◆ AIM OF THE EXERCISE
Identify the lines bearing the string "this" and gather them.
--- BEGIN DATASET CONTENT ---
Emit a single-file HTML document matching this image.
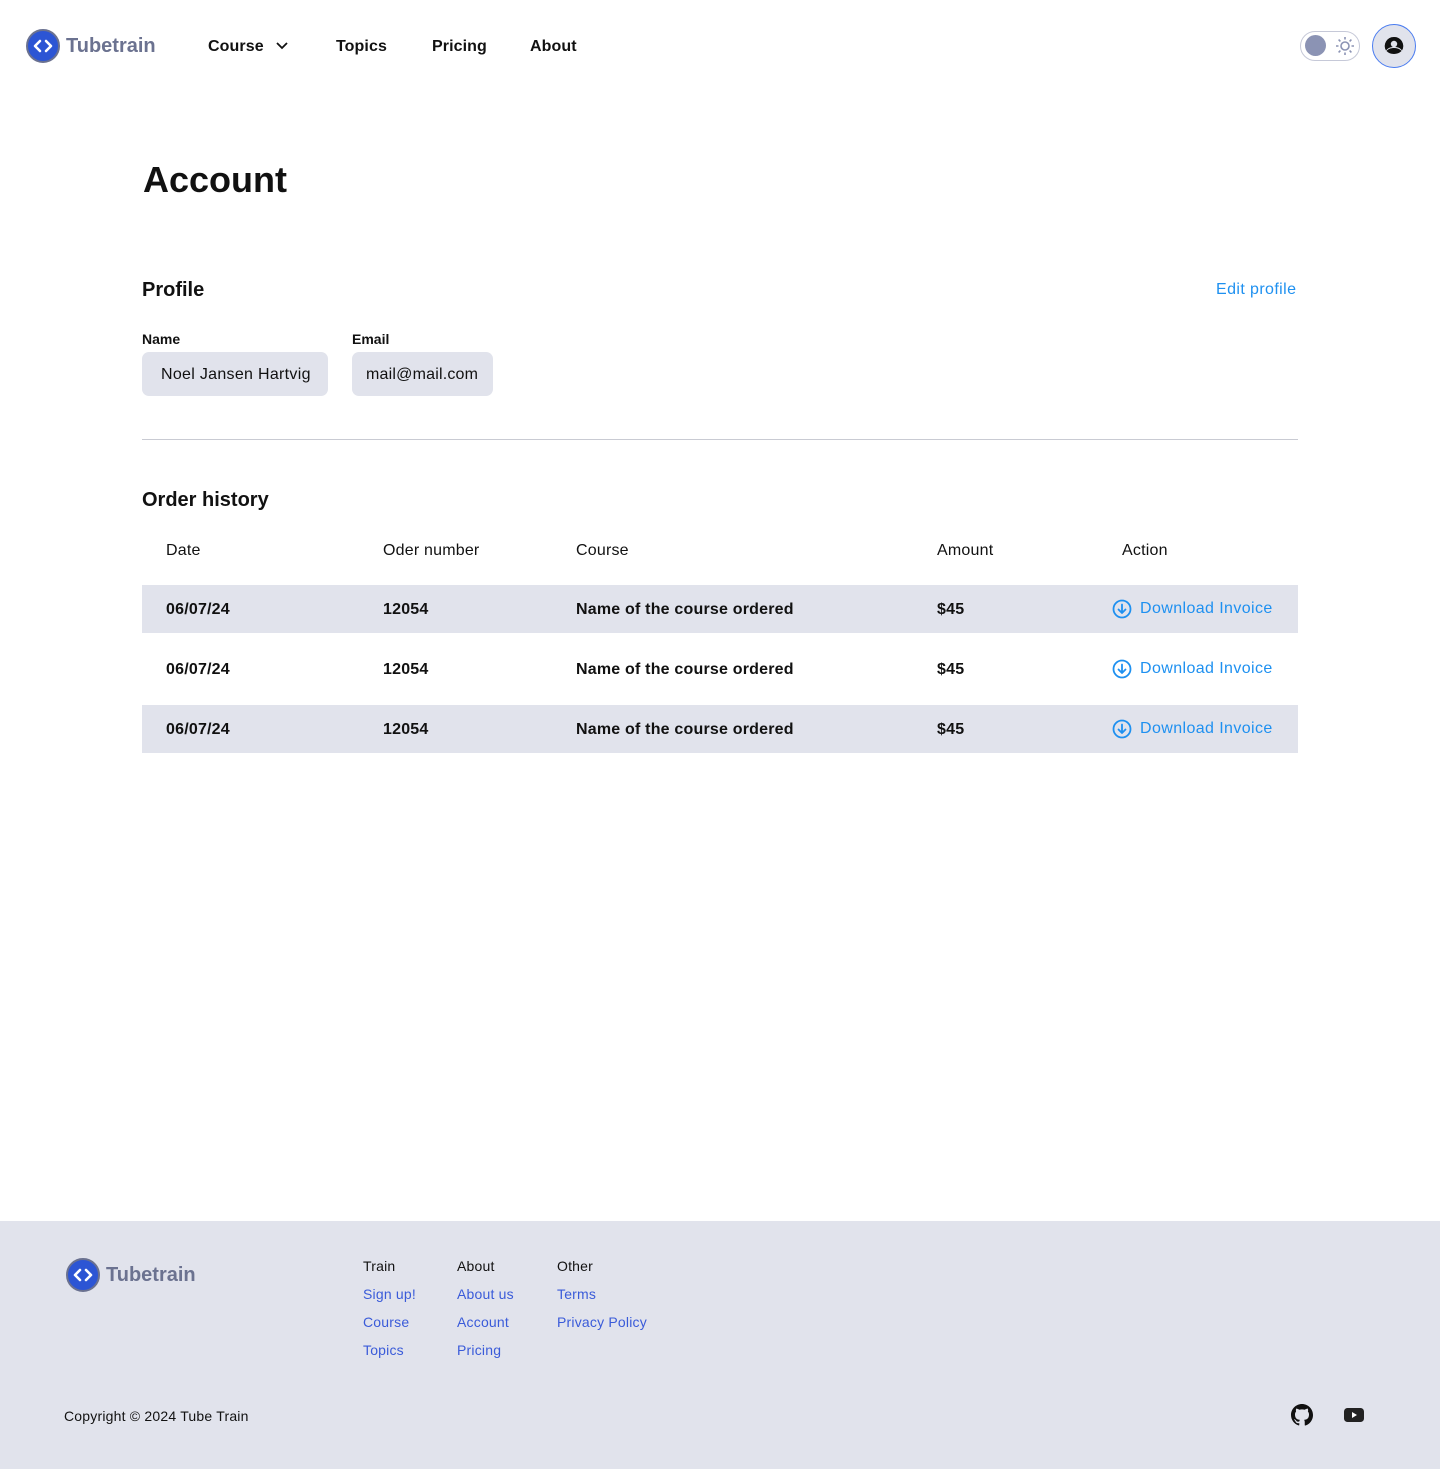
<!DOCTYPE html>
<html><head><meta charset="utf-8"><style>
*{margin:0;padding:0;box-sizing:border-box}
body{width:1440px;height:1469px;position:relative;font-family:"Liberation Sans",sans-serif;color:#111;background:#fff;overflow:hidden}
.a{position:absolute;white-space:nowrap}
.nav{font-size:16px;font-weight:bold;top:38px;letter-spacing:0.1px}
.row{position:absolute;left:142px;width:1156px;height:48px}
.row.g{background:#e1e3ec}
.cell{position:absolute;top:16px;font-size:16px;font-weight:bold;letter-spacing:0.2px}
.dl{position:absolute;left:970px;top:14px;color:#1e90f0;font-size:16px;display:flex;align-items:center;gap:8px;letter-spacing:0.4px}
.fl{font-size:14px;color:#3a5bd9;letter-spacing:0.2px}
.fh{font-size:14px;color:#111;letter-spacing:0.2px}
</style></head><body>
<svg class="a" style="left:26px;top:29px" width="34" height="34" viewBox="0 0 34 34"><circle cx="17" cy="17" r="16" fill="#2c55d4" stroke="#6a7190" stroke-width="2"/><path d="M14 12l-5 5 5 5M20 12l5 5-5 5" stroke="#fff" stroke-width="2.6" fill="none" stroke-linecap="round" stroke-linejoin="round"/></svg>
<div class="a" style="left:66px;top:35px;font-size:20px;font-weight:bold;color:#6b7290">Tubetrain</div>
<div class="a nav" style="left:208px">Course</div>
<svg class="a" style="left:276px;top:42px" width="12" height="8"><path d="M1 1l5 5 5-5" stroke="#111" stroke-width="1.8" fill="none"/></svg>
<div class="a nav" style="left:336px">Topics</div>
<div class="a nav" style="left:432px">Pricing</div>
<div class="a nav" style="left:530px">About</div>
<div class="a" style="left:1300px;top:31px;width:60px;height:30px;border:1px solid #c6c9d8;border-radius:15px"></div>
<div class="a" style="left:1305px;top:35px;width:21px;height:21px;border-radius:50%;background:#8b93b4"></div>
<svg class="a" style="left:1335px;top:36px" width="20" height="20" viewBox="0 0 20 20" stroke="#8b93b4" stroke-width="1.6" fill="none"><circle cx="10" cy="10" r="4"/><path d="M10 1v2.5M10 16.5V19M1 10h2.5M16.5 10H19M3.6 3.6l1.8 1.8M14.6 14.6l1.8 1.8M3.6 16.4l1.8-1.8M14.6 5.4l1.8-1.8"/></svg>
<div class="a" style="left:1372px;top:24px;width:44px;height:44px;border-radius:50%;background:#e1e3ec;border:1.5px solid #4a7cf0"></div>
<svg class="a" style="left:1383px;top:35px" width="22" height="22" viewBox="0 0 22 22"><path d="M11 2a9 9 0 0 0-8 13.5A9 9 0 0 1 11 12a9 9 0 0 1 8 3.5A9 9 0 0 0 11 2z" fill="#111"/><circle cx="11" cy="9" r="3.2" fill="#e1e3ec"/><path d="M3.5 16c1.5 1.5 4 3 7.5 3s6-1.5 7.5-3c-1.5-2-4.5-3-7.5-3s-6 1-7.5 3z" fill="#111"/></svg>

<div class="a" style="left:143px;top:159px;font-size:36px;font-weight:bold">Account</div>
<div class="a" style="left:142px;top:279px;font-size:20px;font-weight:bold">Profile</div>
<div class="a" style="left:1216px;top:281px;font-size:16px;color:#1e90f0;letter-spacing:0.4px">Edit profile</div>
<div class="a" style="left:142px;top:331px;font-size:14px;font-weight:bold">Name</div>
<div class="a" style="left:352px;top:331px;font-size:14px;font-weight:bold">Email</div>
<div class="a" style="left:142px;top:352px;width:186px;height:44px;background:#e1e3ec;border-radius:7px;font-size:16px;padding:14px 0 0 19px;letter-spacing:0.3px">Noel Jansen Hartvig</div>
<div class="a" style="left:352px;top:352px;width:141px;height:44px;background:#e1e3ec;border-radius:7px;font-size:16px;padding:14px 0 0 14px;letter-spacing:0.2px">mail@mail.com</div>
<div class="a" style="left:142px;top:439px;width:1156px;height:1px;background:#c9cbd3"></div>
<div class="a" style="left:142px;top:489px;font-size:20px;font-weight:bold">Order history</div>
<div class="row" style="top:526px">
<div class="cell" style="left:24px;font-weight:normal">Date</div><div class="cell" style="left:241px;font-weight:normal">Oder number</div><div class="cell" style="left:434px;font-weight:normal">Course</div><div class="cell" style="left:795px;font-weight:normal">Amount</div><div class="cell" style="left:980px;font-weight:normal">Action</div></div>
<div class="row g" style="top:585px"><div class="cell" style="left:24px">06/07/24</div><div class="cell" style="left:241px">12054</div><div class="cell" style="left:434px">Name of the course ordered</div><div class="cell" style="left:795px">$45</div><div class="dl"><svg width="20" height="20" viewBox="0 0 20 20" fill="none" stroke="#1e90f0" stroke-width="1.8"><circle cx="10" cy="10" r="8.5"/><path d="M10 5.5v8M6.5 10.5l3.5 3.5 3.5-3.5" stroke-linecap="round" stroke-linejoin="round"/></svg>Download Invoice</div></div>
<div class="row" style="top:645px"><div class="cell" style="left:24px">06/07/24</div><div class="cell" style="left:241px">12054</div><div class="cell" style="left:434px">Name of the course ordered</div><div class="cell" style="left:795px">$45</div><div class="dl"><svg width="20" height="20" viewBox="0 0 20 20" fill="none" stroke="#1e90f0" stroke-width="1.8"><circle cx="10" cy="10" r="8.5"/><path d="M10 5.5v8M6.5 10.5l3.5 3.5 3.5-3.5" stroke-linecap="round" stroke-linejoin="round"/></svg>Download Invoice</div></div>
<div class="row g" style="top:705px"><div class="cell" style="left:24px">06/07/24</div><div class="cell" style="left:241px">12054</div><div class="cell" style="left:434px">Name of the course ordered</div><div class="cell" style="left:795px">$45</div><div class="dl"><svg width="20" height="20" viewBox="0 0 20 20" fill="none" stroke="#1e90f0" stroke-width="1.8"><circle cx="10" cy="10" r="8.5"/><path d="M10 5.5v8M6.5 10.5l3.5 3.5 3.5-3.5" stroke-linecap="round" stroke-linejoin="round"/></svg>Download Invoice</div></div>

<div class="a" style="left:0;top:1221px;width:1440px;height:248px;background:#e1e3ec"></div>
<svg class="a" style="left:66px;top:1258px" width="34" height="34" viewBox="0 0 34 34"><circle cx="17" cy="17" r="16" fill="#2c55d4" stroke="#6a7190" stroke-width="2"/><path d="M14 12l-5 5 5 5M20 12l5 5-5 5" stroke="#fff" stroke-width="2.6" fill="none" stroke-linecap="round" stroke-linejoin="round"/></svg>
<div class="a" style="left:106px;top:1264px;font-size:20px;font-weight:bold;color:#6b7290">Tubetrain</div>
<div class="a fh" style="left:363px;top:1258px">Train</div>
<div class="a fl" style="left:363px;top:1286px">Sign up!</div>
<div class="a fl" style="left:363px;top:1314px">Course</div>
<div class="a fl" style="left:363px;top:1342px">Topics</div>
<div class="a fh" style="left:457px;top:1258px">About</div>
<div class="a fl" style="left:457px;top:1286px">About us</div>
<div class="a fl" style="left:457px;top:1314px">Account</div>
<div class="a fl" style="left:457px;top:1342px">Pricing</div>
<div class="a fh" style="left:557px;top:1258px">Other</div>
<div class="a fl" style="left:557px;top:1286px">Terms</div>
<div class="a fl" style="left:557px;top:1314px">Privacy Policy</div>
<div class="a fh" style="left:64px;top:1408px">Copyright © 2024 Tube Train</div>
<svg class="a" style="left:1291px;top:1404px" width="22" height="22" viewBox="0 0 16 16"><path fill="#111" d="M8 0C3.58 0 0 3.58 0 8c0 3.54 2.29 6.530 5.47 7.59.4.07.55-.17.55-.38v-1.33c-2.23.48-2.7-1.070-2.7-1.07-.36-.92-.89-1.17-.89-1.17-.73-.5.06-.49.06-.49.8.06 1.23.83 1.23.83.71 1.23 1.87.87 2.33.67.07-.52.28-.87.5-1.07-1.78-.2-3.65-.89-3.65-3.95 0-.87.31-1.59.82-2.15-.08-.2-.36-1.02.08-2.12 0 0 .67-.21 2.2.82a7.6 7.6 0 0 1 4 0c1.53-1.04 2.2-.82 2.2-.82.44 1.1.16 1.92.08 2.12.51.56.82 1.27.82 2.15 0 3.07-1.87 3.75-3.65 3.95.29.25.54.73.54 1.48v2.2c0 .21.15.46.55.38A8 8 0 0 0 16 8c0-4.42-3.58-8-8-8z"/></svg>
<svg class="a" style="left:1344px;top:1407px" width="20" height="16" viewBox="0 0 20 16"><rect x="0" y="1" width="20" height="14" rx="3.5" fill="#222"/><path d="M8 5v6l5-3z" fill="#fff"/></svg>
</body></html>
--- END DATASET CONTENT ---
--- BEGIN DATASET CONTENT ---
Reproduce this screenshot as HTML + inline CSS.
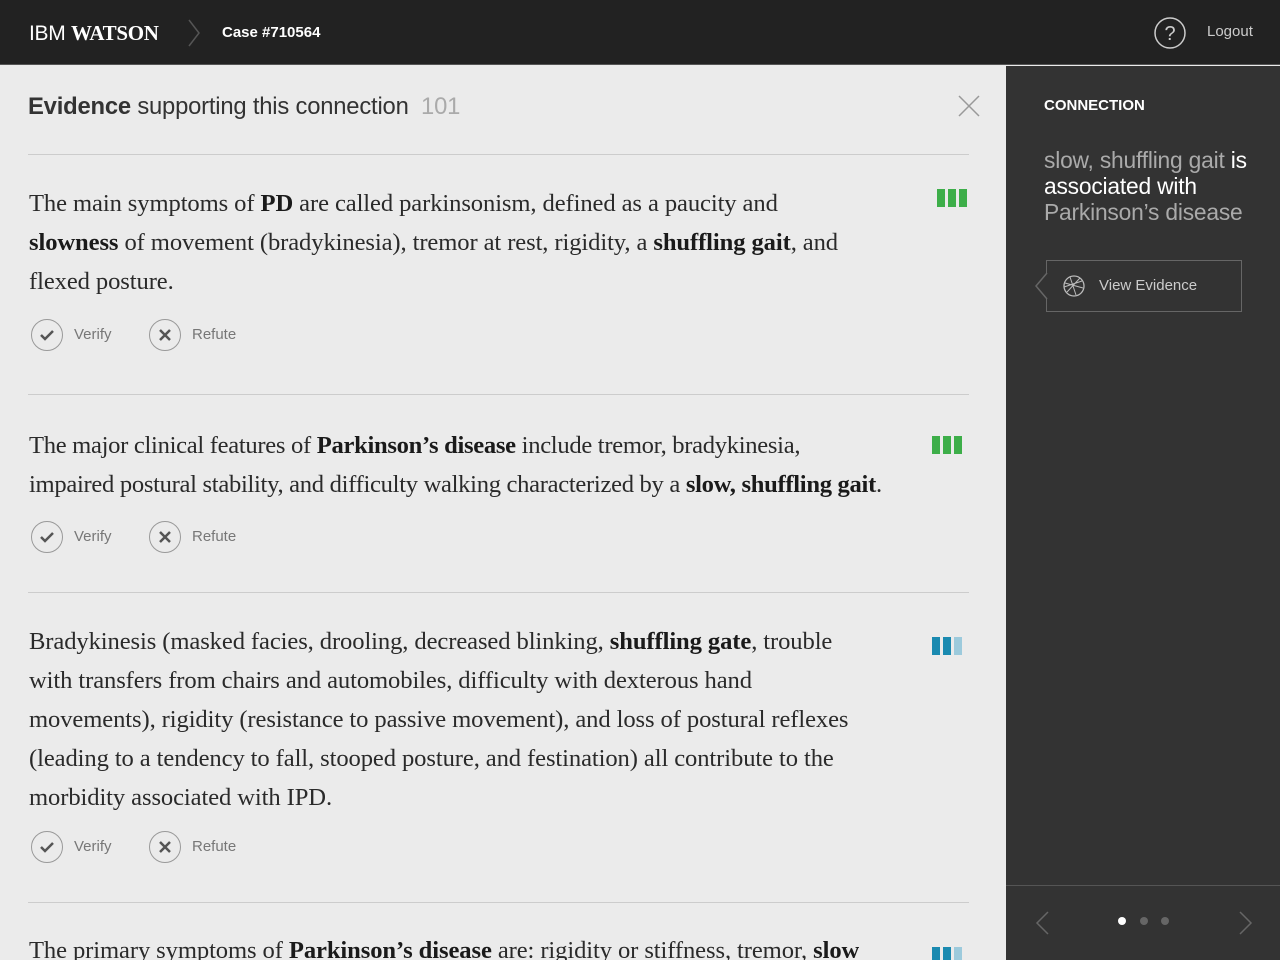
--- END DATASET CONTENT ---
--- BEGIN DATASET CONTENT ---
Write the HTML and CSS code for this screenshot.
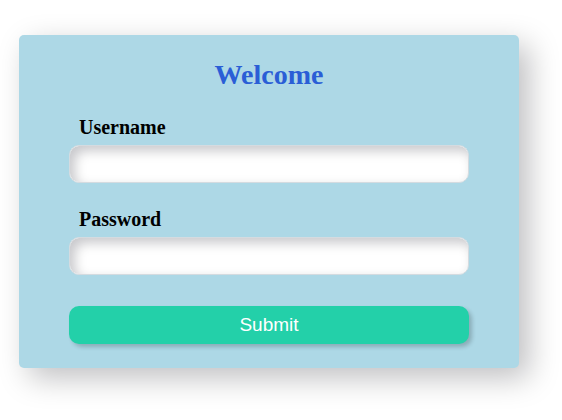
--- END DATASET CONTENT ---
◆ THE COMPLETED TASK
Emit a single-file HTML document matching this image.
Reproduce this screenshot as HTML + inline CSS.
Write the HTML and CSS code for this screenshot.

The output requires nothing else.